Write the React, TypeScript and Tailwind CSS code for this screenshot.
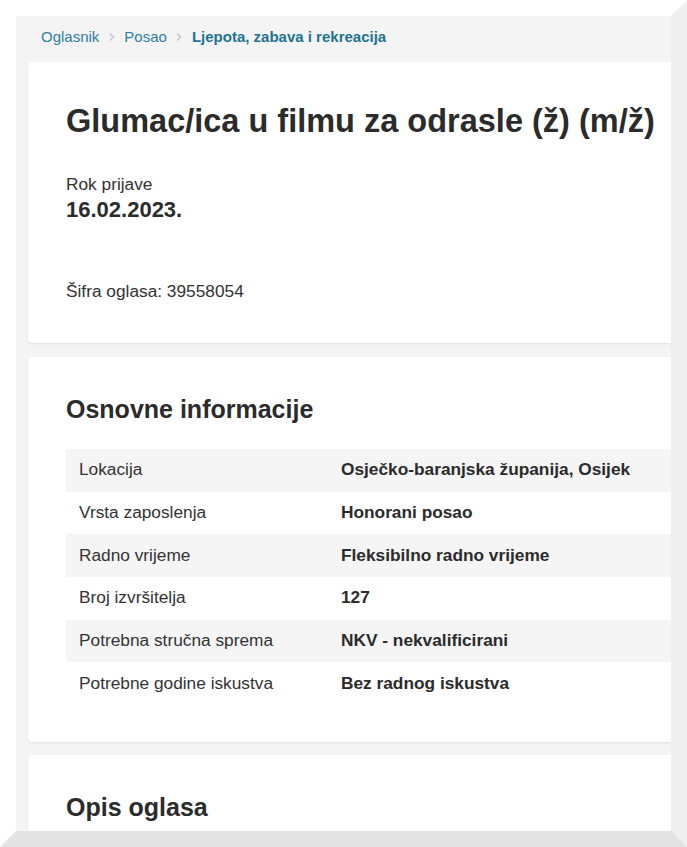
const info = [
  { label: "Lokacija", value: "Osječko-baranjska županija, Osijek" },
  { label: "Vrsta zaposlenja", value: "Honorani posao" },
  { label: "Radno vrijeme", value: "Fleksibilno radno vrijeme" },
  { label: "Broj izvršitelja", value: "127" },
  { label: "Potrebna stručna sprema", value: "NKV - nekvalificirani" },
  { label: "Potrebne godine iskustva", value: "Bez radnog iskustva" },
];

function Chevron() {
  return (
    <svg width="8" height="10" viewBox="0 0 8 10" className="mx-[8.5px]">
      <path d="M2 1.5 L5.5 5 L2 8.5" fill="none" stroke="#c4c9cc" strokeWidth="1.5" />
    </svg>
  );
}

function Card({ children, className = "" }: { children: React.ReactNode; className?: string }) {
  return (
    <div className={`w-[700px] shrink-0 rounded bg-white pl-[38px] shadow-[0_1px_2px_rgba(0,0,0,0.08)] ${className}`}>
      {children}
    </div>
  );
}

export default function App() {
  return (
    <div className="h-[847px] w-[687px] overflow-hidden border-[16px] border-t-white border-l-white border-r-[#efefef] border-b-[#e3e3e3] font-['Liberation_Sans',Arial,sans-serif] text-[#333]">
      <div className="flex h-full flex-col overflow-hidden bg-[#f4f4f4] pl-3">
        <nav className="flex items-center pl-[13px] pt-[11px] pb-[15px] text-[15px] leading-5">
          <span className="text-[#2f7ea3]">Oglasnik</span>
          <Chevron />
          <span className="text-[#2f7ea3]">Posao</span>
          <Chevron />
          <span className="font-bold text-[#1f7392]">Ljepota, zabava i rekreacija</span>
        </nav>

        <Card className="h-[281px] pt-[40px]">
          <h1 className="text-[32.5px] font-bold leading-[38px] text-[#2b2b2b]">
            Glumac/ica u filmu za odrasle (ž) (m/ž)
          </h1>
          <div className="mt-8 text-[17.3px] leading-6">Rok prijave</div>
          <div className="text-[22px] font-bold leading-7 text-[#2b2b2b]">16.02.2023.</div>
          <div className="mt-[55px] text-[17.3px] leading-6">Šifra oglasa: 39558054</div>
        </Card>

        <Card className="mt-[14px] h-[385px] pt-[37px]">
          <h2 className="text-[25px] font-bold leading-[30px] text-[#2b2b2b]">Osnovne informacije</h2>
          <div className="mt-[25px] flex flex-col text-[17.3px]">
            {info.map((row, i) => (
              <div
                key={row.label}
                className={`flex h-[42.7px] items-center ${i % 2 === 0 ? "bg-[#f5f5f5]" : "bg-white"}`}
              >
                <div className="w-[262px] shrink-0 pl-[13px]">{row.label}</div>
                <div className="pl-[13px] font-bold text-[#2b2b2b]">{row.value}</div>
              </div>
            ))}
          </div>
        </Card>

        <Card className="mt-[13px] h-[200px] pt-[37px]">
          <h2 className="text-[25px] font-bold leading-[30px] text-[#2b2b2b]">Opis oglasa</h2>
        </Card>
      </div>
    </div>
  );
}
------------
Looking at the material above, count the lines that hold "React" and give the total alone.

2